What is an orchestrator?
Once we build out the infrastructure and our pipelines, how do we actually make the data flow?
For this we need an orchestrator, something that executes each of our tasks and returns their status. Orchestrators come in many forms, and just like in the real world, some are loud and in your face, others prefer to operate from the shadows like a puppeteer.
Depending on the use case and your infrastructure, you will have several options for orchestrators, with some listed below:
- Airflow
- Airbyte
- Apache Camel
- Azure Data Factory
- AWS Glue
- GCP Dataflow
- Kubeflow
The list is not exhaustive, but each orchestrator has a different use case ranging from Airflow, which is very general, to Kubeflow which specializes in ML flows.
An example data pipeline
Before going further, let’s present an example of a sample data pipeline we would use, and later secure.

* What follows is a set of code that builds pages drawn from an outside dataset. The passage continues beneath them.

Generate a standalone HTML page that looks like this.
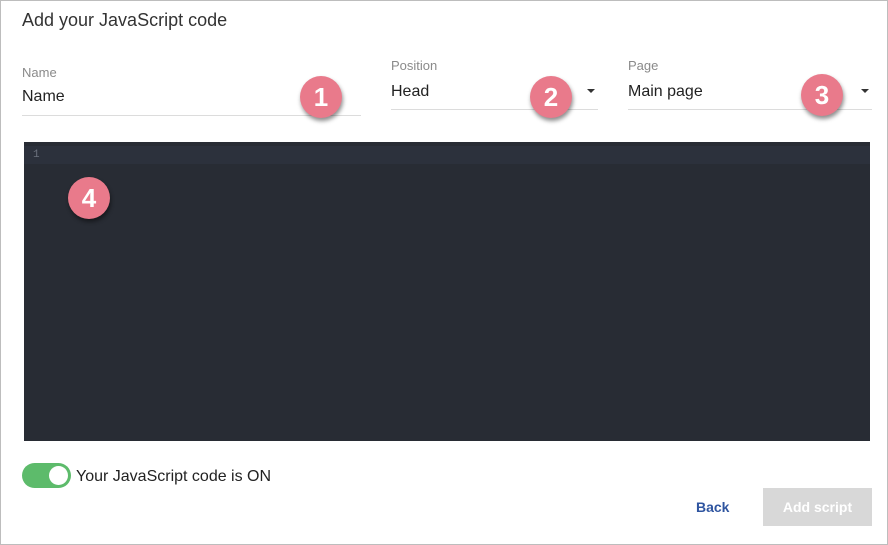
<!DOCTYPE html>
<html><head><style>
body{margin:0;width:888px;height:545px;overflow:hidden;background:#fff;font-family:"Liberation Sans",sans-serif;position:relative}
.frame{position:absolute;left:0;top:0;width:886px;height:543px;border:1px solid #bdbdbd}
.a{position:absolute}
.lbl{font-size:13px;color:#8a8a8a}
.val{font-size:16px;color:#222}
.line{height:1px;background:#dcdcdc}
.badge{position:absolute;width:42px;height:42px;border-radius:50%;background:#e97a8b;color:#fff;font-size:26px;font-weight:bold;text-align:center;line-height:42px;box-shadow:1px 3px 4px rgba(0,0,0,.45)}
.arrow{position:absolute;width:0;height:0;border-left:4px solid transparent;border-right:4px solid transparent;border-top:4px solid #333}
</style></head><body>
<div class="frame"></div>
<div class="a" style="left:22px;top:10px;font-size:18px;color:#333">Add your JavaScript code</div>
<div class="a lbl" style="left:22px;top:65px">Name</div>
<div class="a val" style="left:22px;top:88px">Name</div>
<div class="a line" style="left:22px;top:115px;width:339px"></div>
<div class="a lbl" style="left:391px;top:58px">Position</div>
<div class="a val" style="left:391px;top:83px">Head</div>
<div class="a line" style="left:391px;top:109px;width:207px"></div>
<div class="arrow" style="left:587px;top:89px"></div>
<div class="a lbl" style="left:628px;top:58px">Page</div>
<div class="a val" style="left:628px;top:83px">Main page</div>
<div class="a line" style="left:628px;top:109px;width:244px"></div>
<div class="arrow" style="left:861px;top:89px"></div>
<div class="a" style="left:24px;top:142px;width:846px;height:299px;background:#282c34"></div>
<div class="a" style="left:24px;top:146px;width:846px;height:18px;background:#2c313c"></div>
<div class="a" style="left:33px;top:149px;font-family:'Liberation Mono',monospace;font-size:11px;color:#6b717d">1</div>
<div class="badge" style="left:300px;top:76px">1</div>
<div class="badge" style="left:530px;top:76px">2</div>
<div class="badge" style="left:801px;top:74px">3</div>
<div class="badge" style="left:68px;top:177px">4</div>
<div class="a" style="left:22px;top:463px;width:49px;height:25px;border-radius:13px;background:#5dbb6b"></div>
<div class="a" style="left:49px;top:466px;width:19px;height:19px;border-radius:50%;background:#fff"></div>
<div class="a" style="left:76px;top:468px;font-size:16px;color:#222">Your JavaScript code is ON</div>
<div class="a" style="left:696px;top:499px;font-size:14px;font-weight:bold;color:#2f55a0">Back</div>
<div class="a" style="left:763px;top:488px;width:109px;height:38px;background:#d8d8d8;color:#fff;font-size:14px;font-weight:bold;text-align:center;line-height:38px">Add script</div>
</body></html>
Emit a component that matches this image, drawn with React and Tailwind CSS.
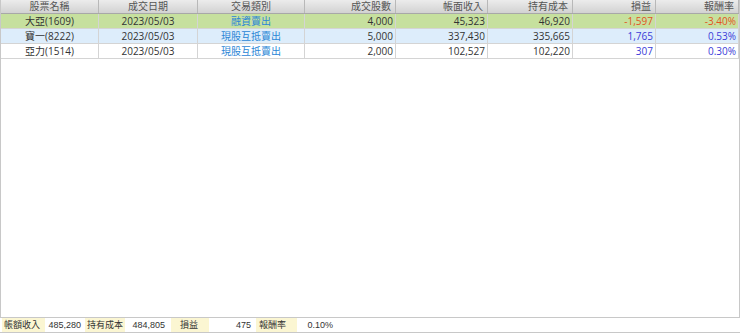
import React from "react";

const cols = "grid-cols-[98px_99px_107px_91px_92px_85px_83px_83px]";

const rows = [
  { name: "大亞(1609)", date: "2023/05/03", type: "融資賣出", qty: "4,000", income: "45,323", cost: "46,920", pl: "-1,597", rate: "-3.40%", bg: "bg-[#c6e09e]", neg: true },
  { name: "寶一(8222)", date: "2023/05/03", type: "現股互抵賣出", qty: "5,000", income: "337,430", cost: "335,665", pl: "1,765", rate: "0.53%", bg: "bg-[#ddedfb]", neg: false },
  { name: "亞力(1514)", date: "2023/05/03", type: "現股互抵賣出", qty: "2,000", income: "102,527", cost: "102,220", pl: "307", rate: "0.30%", bg: "bg-white", neg: false },
];

const heads = ["股票名稱", "成交日期", "交易類別", "成交股數", "帳面收入", "持有成本", "損益", "報酬率"];

function App() {
  return (
    <div className="w-[740px] h-[335px] bg-white text-[10px] text-[#333] font-['Open_Sans','Noto_Sans_CJK_TC',sans-serif] flex flex-col overflow-hidden">
      <div className="h-[318px] border-l border-r border-b border-[#c8c8c8] flex flex-col">
        <div className={`grid ${cols} h-[14px] bg-gradient-to-b from-[#ececec] to-[#d2d2d2] border-b border-[#a8a8a8] text-[#555] leading-[13px]`}>
          {heads.map((h, i) => (
            <div key={h} className={`border-r border-[#b8b8b8] px-1 ${i < 3 ? "text-center" : "text-right"}`}>{h}</div>
          ))}
        </div>
        {rows.map((r) => (
          <div key={r.name} className={`grid ${cols} h-[15px] leading-[14px] border-b border-[#d4d4d4] ${r.bg}`}>
            <div className="border-r border-[#d4d4d4] text-center">{r.name}</div>
            <div className="border-r border-[#d4d4d4] text-center">{r.date}</div>
            <div className="border-r border-[#d4d4d4] text-center text-[#2b86d6]">{r.type}</div>
            <div className="border-r border-[#d4d4d4] text-right pr-[2px]">{r.qty}</div>
            <div className="border-r border-[#d4d4d4] text-right pr-[2px]">{r.income}</div>
            <div className="border-r border-[#d4d4d4] text-right pr-[2px]">{r.cost}</div>
            <div className={`border-r border-[#d4d4d4] text-right pr-[2px] ${r.neg ? "text-[#e2541f]" : "text-[#3b3bd8]"}`}>{r.pl}</div>
            <div className={`border-r border-[#d4d4d4] text-right pr-[2px] ${r.neg ? "text-[#e2541f]" : "text-[#3b3bd8]"}`}>{r.rate}</div>
          </div>
        ))}
      </div>
      <div className="h-[15px] flex items-center border-b border-[#c8c8c8] text-[9px] text-[#333] font-['Liberation_Sans','Noto_Sans_CJK_TC',sans-serif] leading-[14px]">
        <div className="w-[43px] ml-[2px] bg-[#fbf6d2] pl-[2px]">帳額收入</div>
        <div className="w-[36px] text-right">485,280</div>
        <div className="w-[40px] ml-[4px] bg-[#fbf6d2] pl-[2px]">持有成本</div>
        <div className="w-[40px] text-right">484,805</div>
        <div className="w-[38px] ml-[6px] bg-[#fbf6d2] pl-[9px]">損益</div>
        <div className="w-[42px] text-right">475</div>
        <div className="w-[41px] ml-[5px] bg-[#fbf6d2] pl-[3px]">報酬率</div>
        <div className="w-[36px] text-right">0.10%</div>
      </div>
    </div>
  );
}

export default App;
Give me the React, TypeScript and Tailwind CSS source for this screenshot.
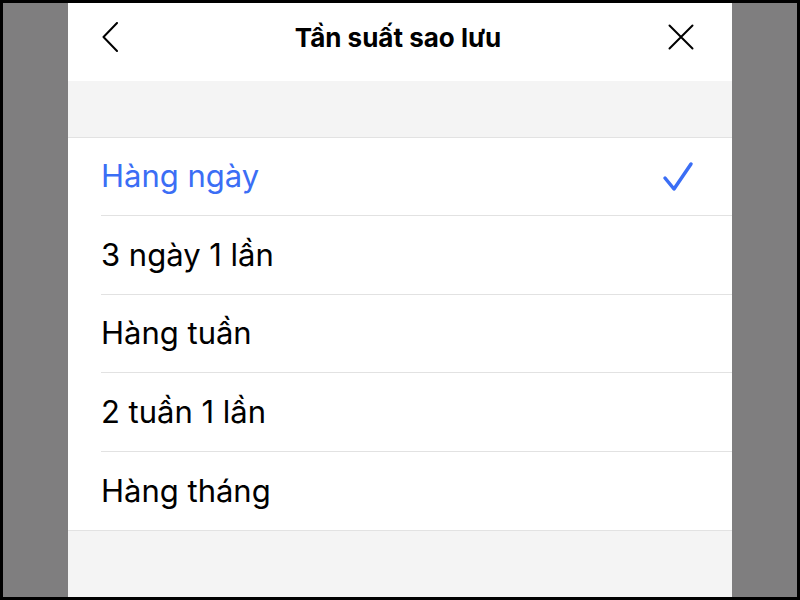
import React from 'react';

const options = ['Hàng ngày', '3 ngày 1 lần', 'Hàng tuần', '2 tuần 1 lần', 'Hàng tháng'];

export default function App() {
  const selected = 0;

  return (
    <div className="w-[800px] h-[600px] bg-black p-[3px] overflow-hidden" style={{ fontFamily: 'Inter, "Noto Sans", sans-serif' }}>
      <div className="flex h-full bg-[#7f7e7f]">
        <div className="w-[65px] shrink-0" />

        {/* Sheet */}
        <div className="w-[664px] shrink-0 flex flex-col bg-[#f4f4f4]">
          {/* Header */}
          <div className="relative h-[78px] shrink-0 bg-white flex items-center justify-between pl-[34px] pr-[38px] pb-[10px]">
            <button className="w-[26px] h-[30px] flex items-center" aria-label="Back">
              <svg width="16" height="30" viewBox="0 0 16 30" fill="none">
                <path d="M15 1L1.5 15L15 29" stroke="#000" strokeWidth="2" strokeLinecap="round" strokeLinejoin="round" />
              </svg>
            </button>
            <h1 className="text-[26px] font-bold text-black">Tần suất sao lưu</h1>
            <button className="w-[26px] h-[26px] flex items-center justify-center" aria-label="Close">
              <svg width="26" height="26" viewBox="0 0 26 26" fill="none">
                <path d="M1.5 1.5L24.5 24.5M24.5 1.5L1.5 24.5" stroke="#000" strokeWidth="2" strokeLinecap="round" />
              </svg>
            </button>
          </div>

          {/* Spacer band */}
          <div className="h-[57px] shrink-0 border-b border-[#e2e2e2]" />

          {/* Options */}
          <ul className="bg-white border-b border-[#e2e2e2]">
            {options.map((label, i) => (
              <li key={label} className="pl-[33px]">
                <div
                  className={`h-[78.4px] flex items-center justify-between pr-[38px] ${
                    i < options.length - 1 ? 'border-b border-[#e2e2e2]' : ''
                  }`}
                >
                  <span className={`text-[31px] ${i === selected ? 'text-[#3b6ef5]' : 'text-black'}`}>{label}</span>
                  {i === selected && (
                    <svg width="32" height="32" viewBox="0 0 32 32" fill="none">
                      <path d="M3 17L12 28L29 3" stroke="#3b6ef5" strokeWidth="3.5" strokeLinecap="round" strokeLinejoin="round" />
                    </svg>
                  )}
                </div>
              </li>
            ))}
          </ul>

          <div className="flex-1" />
        </div>

        <div className="flex-1" />
      </div>
    </div>
  );
}
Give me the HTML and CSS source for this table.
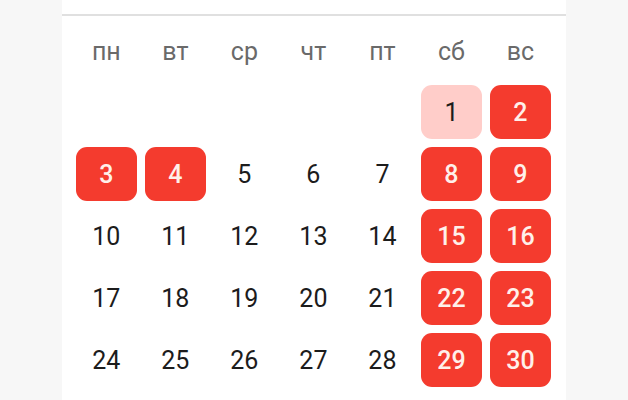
FILE: index.html
```html
<!DOCTYPE html>
<html lang="ru">
<head>
<meta charset="utf-8">
<link rel="stylesheet" href="styles.css">
</head>
<body>
<div class="card">
  <div class="card-top"></div>
  <div class="divider"></div>
  <div class="weekdays">
    <span>пн</span><span>вт</span><span>ср</span><span>чт</span><span>пт</span><span>сб</span><span>вс</span>
  </div>
  <div class="days">
    <div class="day empty"></div>
    <div class="day empty"></div>
    <div class="day empty"></div>
    <div class="day empty"></div>
    <div class="day empty"></div>
    <div class="day today">1</div>
    <div class="day off">2</div>
    <div class="day off">3</div>
    <div class="day off">4</div>
    <div class="day">5</div>
    <div class="day">6</div>
    <div class="day">7</div>
    <div class="day off">8</div>
    <div class="day off">9</div>
    <div class="day">10</div>
    <div class="day">11</div>
    <div class="day">12</div>
    <div class="day">13</div>
    <div class="day">14</div>
    <div class="day off">15</div>
    <div class="day off">16</div>
    <div class="day">17</div>
    <div class="day">18</div>
    <div class="day">19</div>
    <div class="day">20</div>
    <div class="day">21</div>
    <div class="day off">22</div>
    <div class="day off">23</div>
    <div class="day">24</div>
    <div class="day">25</div>
    <div class="day">26</div>
    <div class="day">27</div>
    <div class="day">28</div>
    <div class="day off">29</div>
    <div class="day off">30</div>
  </div>
</div>
</body>
</html>
```
FILE: styles.css
```css
html, body {
  margin: 0;
  padding: 0;
}
body {
  background: #f7f7f7;
  font-family: Roboto, "Noto Sans", sans-serif;
  width: 628px;
  height: 400px;
  overflow: hidden;
}
.card {
  margin-left: 62px;
  width: 504px;
  height: 400px;
  background: #ffffff;
}
.card-top {
  height: 14px;
}
.divider {
  height: 2px;
  background: #e0e0e0;
}
.weekdays {
  display: grid;
  grid-template-columns: repeat(7, 61.7px);
  column-gap: 7.33px;
  margin-left: 13.5px;
  padding-top: 22px;
  padding-bottom: 19px;
  line-height: 28px;
  font-size: 25px;
  color: #6a6a6a;
  text-align: center;
}
.days {
  display: grid;
  grid-template-columns: repeat(7, 61.7px);
  grid-auto-rows: 54px;
  column-gap: 7.33px;
  row-gap: 8px;
  margin-left: 13.5px;
}
.day {
  display: flex;
  align-items: center;
  justify-content: center;
  font-size: 25px;
  color: #1c1c1c;
  border-radius: 11px;
}
.day.off {
  background: #f43b2e;
  color: #fff0ea;
  font-weight: 500;
}
.day.today {
  background: #ffcdc9;
  color: #1c1c1c;
}
```
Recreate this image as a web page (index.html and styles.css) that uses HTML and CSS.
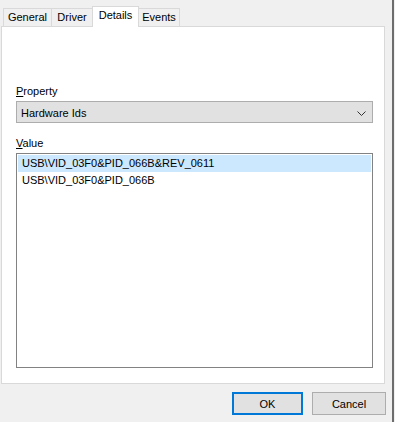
FILE: index.html
```html
<!DOCTYPE html>
<html lang="en">
<head>
    <meta charset="UTF-8">
    <title>Device Properties - Details</title>
    <link rel="stylesheet" href="styles.css">
</head>
<body>
    <div class="dialog">
        <div class="tabs">
            <div class="tab tab-general">General</div>
            <div class="tab tab-driver">Driver</div>
            <div class="tab tab-details active">Details</div>
            <div class="tab tab-events">Events</div>
        </div>
        <div class="panel">
            <div class="field-label"><u>P</u>roperty</div>
            <div class="combo">
                <span>Hardware Ids</span>
                <svg class="chevron" width="9" height="5" viewBox="0 0 9 5">
                    <polyline points="0.5,0.5 4.5,4.5 8.5,0.5" fill="none" stroke="#333" stroke-width="1"/>
                </svg>
            </div>
            <div class="field-label value-label"><u>V</u>alue</div>
            <div class="listbox">
                <div class="item selected">USB\VID_03F0&amp;PID_066B&amp;REV_0611</div>
                <div class="item">USB\VID_03F0&amp;PID_066B</div>
            </div>
        </div>
        <div class="buttons">
            <button class="btn default">OK</button>
            <button class="btn">Cancel</button>
        </div>
    </div>
</body>
</html>
```

FILE: styles.css
```css
body {
    margin: 0;
    background-color: #f0f0f0;
    font-family: "Liberation Sans", Arial, sans-serif;
    font-size: 11px;
    color: #000;
}
.dialog {
    width: 392px;
    height: 422px;
    border-right: 2px solid #6d6d6d;
    box-sizing: content-box;
}
.tabs {
    display: flex;
    align-items: flex-end;
    padding-left: 3px;
    height: 26px;
}
.tab {
    box-sizing: border-box;
    height: 18px;
    border-top: 1px solid #d9d9d9;
    border-left: 1px solid #d9d9d9;
    text-align: center;
    line-height: 17px;
    background-color: #f0f0f0;
}
.tab-general { width: 48px; }
.tab-driver { width: 41px; }
.tab-details { width: 47px; }
.tab-events { width: 41px; border-right: 1px solid #d9d9d9; }
.tab.active {
    height: 21px;
    margin-bottom: -1px;
    background-color: #fff;
    border-right: 1px solid #d9d9d9;
    line-height: 16px;
    position: relative;
}
.tab.active + .tab { border-left: none; }
.panel {
    box-sizing: border-box;
    margin-left: 1px;
    width: 384px;
    height: 358px;
    background-color: #fff;
    border: 1px solid #d9d9d9;
    padding: 58px 11px 0 14px;
}
.field-label {
    height: 16px;
    line-height: 13px;
}
.value-label {
    margin-top: 14px;
}
.combo {
    box-sizing: border-box;
    height: 22px;
    display: flex;
    align-items: center;
    justify-content: space-between;
    padding: 1px 6px 0 4px;
    background-color: #e1e1e1;
    border: 1px solid #adadad;
}
.chevron {
    margin-top: 1px;
}
.listbox {
    box-sizing: border-box;
    height: 215px;
    border: 1px solid #828282;
    padding: 1px;
}
.item {
    height: 17px;
    line-height: 17px;
    padding-left: 4px;
}
.item.selected {
    background-color: #cce8ff;
}
.buttons {
    display: flex;
    justify-content: flex-end;
    gap: 9px;
    padding: 8px 6px 0 0;
}
.btn {
    box-sizing: border-box;
    height: 23px;
    width: 74px;
    background-color: #e1e1e1;
    border: 1px solid #adadad;
    font-family: "Liberation Sans", Arial, sans-serif;
    font-size: 11px;
    color: #000;
    padding: 0;
}
.btn.default {
    width: 71px;
    border: 2px solid #0078d7;
}
```
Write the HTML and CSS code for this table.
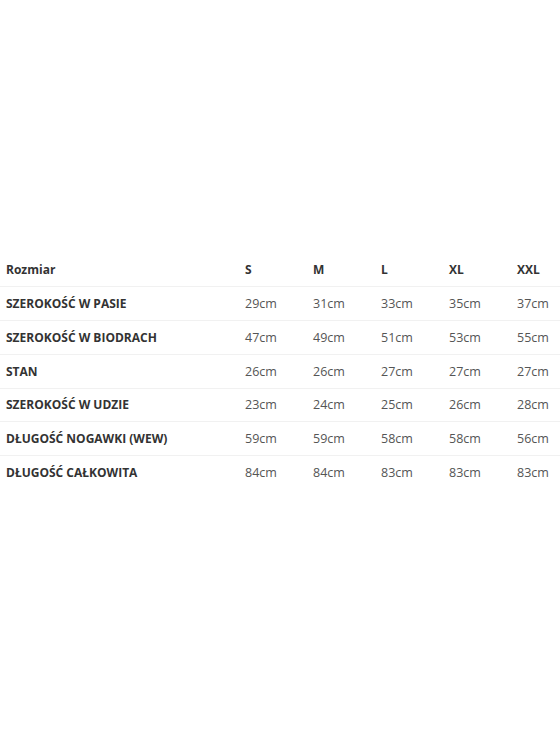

In this flow we’re taking raw data from an S3 bucket, loading it into Redshift, creating a few aggregations and then emailing a business analyst when it’s ready.
Protecting a data pipeline — 7 steps and 14 principles
Now with some background on data pipelines we’ll go through different steps to secure them. For each of the steps below, I’ve included principles to keep in mind and apply to your own work.
- Defining user personas
- Defining their actions
- Understanding the platform
- Securing the platform
- Writing secure pipelines/jobs
- Granting Access
- Keeping the platform up to date
Who would be involved in this flow?
Principle 1: Understand who will use your platform
For each data pipeline and process, there will be different users who will be interested in the systems. Before building your platform, it is important to understand who will use it and how they will use it. In a large company these could include:
- Platform Engineers
- Data Engineers
- Data Analysts
- Operations Engineers
- Security Engineers
Each persona will have a different reason to check and work on an orchestrator. So let’s go through them briefly.
Platform Engineers: responsible for building out the cloud infrastructure and deploying the three services listed in our example above.
Data Engineers: write the Airflow jobs and queries to prepare the data.
Data Analysts: find insights in the data leveraging our platform.
Operations Engineers: respond to any outages and work with platform and data engineers to make sure the platform is performant and resilient.
Security Engineers: ensure the platform is well configured and audit any possible issues with the system.
In a startup you may only have two types of users, those creating the platform and those consuming it. In that case, it’s still important to have a set of use cases for each persona.
Principle 2: Everyone has a responsibility to keep the platform secure
It’s also important to remember that security is everyones responsibility. Each team member should be vigilant and also offer their domain knowledge to improving security. A data analyst may know when large queries are run, so they can inform the operations team if things are unusually slow when nothing should be running. Likewise, a data engineer should understand how all the data flows and what might cause a leak or unusual usage.
We covered the who of our orchestration platform, now let’s cover the what and how.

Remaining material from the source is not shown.